• **Goal**: Which lines contain the word "styles"? Return each of them as written.

========

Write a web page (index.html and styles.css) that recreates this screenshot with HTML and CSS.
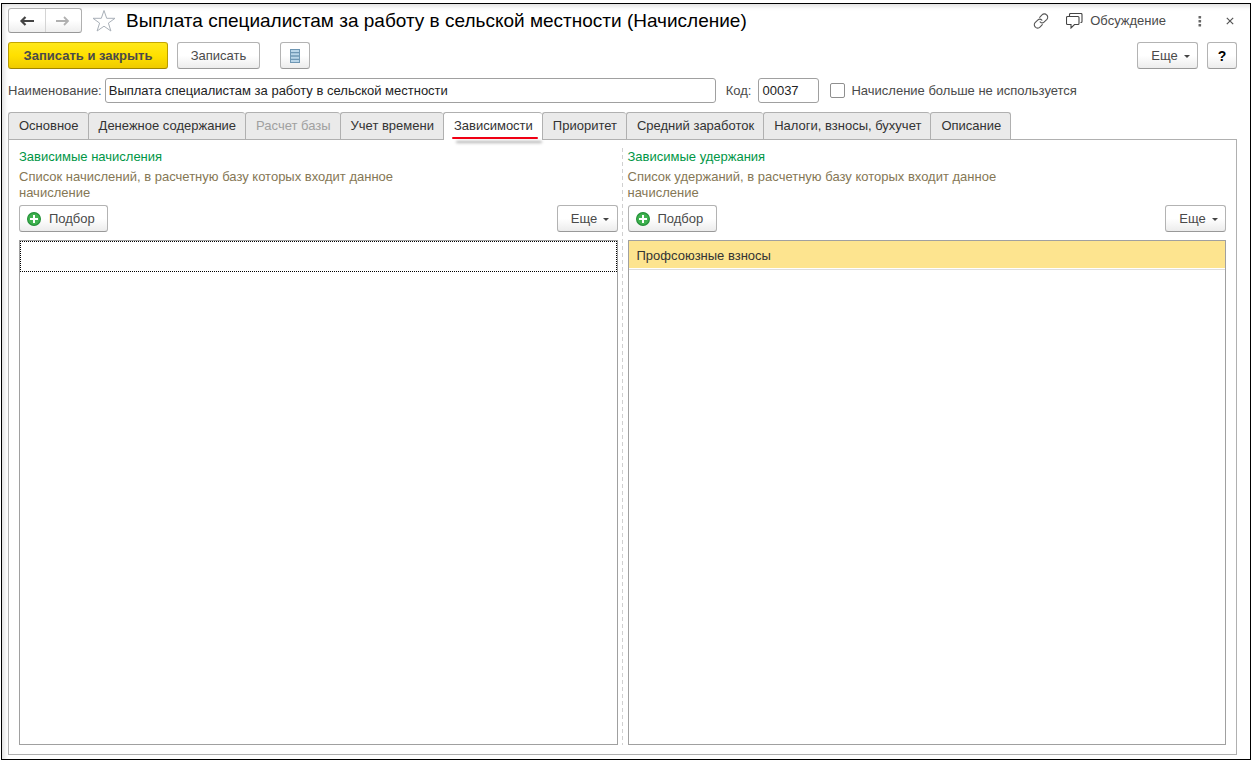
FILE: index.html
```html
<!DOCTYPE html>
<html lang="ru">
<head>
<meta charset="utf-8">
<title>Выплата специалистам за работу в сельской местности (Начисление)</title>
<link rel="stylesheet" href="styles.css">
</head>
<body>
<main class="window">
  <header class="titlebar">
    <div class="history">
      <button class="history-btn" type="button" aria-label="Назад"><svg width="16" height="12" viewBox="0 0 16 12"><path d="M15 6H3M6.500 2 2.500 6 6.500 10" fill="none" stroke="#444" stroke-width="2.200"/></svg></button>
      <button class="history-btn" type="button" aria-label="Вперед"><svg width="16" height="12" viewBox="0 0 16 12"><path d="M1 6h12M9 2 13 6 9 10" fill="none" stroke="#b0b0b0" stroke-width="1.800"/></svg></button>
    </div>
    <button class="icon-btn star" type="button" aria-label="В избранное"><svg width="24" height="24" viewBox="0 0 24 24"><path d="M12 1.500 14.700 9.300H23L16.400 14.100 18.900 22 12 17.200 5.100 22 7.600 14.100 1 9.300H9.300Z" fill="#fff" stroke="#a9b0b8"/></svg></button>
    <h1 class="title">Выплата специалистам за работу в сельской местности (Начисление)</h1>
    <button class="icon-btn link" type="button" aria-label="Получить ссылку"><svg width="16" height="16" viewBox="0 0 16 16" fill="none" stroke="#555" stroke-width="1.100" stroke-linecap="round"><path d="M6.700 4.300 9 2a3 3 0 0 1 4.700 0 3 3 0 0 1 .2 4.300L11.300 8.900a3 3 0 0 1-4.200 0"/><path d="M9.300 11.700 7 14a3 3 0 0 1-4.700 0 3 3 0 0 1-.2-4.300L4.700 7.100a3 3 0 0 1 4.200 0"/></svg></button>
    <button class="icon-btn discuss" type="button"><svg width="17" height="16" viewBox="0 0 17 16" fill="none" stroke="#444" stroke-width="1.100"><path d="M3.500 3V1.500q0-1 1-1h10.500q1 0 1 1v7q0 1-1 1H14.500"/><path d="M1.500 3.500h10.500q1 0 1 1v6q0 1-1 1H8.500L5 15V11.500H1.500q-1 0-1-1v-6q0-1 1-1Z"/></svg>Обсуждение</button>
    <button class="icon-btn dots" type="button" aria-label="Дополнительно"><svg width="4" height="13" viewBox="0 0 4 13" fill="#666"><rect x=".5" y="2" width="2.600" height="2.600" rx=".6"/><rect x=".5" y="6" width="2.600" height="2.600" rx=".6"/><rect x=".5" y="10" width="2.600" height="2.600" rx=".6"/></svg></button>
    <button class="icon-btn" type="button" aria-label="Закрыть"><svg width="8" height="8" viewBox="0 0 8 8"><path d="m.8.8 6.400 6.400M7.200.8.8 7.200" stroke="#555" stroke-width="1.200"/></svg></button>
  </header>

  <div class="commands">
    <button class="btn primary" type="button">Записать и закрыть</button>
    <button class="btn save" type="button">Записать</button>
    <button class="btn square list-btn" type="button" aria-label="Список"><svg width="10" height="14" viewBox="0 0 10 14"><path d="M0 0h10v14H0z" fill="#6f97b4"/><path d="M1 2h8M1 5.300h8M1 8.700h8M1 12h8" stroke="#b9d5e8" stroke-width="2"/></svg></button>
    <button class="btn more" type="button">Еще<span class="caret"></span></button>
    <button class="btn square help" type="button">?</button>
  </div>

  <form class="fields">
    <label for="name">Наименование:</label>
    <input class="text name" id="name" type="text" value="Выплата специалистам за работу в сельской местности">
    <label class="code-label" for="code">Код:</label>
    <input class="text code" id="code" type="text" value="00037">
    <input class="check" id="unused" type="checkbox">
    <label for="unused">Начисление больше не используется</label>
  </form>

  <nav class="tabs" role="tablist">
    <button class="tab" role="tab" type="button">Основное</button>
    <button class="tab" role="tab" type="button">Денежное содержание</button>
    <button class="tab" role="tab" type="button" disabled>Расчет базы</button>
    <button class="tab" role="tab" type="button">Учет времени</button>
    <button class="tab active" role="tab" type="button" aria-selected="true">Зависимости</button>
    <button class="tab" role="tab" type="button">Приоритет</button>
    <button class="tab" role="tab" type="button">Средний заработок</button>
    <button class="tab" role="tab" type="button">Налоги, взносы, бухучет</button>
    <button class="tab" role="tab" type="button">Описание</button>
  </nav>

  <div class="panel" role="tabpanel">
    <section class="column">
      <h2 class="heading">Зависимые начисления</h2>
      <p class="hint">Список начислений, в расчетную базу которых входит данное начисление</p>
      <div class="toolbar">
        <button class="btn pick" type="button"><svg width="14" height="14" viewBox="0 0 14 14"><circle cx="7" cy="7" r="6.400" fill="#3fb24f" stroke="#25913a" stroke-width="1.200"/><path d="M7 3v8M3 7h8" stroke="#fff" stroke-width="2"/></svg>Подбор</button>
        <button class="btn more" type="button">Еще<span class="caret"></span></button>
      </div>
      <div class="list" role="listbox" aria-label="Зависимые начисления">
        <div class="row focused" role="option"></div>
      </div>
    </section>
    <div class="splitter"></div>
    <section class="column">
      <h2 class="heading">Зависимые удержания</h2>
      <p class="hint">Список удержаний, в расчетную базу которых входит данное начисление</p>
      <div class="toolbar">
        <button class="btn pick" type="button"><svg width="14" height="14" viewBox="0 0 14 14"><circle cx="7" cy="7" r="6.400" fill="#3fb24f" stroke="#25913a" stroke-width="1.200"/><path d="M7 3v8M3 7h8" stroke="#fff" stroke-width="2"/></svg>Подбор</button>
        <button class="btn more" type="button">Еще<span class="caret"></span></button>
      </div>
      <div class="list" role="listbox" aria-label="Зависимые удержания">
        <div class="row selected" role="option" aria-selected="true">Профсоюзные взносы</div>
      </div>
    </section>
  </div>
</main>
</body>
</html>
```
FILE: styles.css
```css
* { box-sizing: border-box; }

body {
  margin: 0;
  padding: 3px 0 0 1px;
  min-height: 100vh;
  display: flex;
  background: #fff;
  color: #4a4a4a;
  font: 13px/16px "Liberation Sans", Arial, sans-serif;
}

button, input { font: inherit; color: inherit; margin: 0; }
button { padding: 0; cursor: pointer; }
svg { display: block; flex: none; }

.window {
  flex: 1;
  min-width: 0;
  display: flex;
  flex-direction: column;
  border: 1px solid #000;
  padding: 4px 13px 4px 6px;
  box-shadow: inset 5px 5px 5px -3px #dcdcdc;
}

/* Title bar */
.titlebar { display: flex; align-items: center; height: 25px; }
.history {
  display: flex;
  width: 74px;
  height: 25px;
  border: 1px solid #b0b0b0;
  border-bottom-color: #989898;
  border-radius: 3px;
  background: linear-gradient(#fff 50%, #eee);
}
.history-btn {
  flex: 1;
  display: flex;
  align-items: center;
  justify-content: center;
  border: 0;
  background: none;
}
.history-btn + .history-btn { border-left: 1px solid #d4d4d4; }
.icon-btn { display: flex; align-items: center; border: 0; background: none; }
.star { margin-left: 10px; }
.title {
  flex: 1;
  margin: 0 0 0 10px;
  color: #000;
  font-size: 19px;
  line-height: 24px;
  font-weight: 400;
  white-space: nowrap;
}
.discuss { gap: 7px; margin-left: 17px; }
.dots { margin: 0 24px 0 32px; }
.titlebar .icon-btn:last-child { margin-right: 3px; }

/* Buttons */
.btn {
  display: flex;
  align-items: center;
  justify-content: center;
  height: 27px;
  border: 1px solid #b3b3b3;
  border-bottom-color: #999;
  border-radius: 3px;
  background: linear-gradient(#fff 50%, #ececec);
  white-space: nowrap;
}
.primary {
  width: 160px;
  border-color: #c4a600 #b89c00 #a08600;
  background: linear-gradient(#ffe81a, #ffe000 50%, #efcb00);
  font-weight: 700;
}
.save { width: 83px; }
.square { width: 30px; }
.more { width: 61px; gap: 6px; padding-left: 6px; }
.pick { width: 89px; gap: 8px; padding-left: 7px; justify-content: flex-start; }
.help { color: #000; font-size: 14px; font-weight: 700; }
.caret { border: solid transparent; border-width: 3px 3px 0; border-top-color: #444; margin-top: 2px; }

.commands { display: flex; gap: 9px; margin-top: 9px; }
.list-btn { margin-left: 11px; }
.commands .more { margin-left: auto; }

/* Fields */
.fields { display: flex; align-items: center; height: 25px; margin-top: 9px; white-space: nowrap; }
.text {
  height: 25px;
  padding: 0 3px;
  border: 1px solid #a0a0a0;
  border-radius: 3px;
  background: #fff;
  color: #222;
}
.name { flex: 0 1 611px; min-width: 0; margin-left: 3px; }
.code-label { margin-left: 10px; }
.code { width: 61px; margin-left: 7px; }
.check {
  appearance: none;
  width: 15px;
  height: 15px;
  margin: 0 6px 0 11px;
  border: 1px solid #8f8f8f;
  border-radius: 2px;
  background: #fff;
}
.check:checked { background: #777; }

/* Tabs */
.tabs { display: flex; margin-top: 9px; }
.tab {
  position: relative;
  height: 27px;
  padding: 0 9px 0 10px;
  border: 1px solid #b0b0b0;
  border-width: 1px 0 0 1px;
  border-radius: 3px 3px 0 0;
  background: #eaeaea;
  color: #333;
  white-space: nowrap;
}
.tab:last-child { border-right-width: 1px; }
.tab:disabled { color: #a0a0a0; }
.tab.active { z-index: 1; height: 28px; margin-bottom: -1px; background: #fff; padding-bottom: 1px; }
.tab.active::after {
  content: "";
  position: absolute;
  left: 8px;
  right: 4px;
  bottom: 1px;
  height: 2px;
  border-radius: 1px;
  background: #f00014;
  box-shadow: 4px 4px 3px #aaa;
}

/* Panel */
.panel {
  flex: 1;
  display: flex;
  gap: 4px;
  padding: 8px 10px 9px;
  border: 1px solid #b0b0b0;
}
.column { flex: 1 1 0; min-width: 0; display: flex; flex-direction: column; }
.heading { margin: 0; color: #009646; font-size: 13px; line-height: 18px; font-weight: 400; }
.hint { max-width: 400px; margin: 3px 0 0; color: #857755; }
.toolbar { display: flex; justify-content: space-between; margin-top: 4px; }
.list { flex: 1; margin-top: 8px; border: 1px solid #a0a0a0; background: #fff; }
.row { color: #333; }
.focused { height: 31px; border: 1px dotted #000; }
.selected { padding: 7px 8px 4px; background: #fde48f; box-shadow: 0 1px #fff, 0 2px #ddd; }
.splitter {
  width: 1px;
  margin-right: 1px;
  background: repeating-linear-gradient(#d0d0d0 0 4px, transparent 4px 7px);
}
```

========

• **Task result**:
Write a web page (index.html and styles.css) that recreates this screenshot with HTML and CSS.
<link rel="stylesheet" href="styles.css">
FILE: styles.css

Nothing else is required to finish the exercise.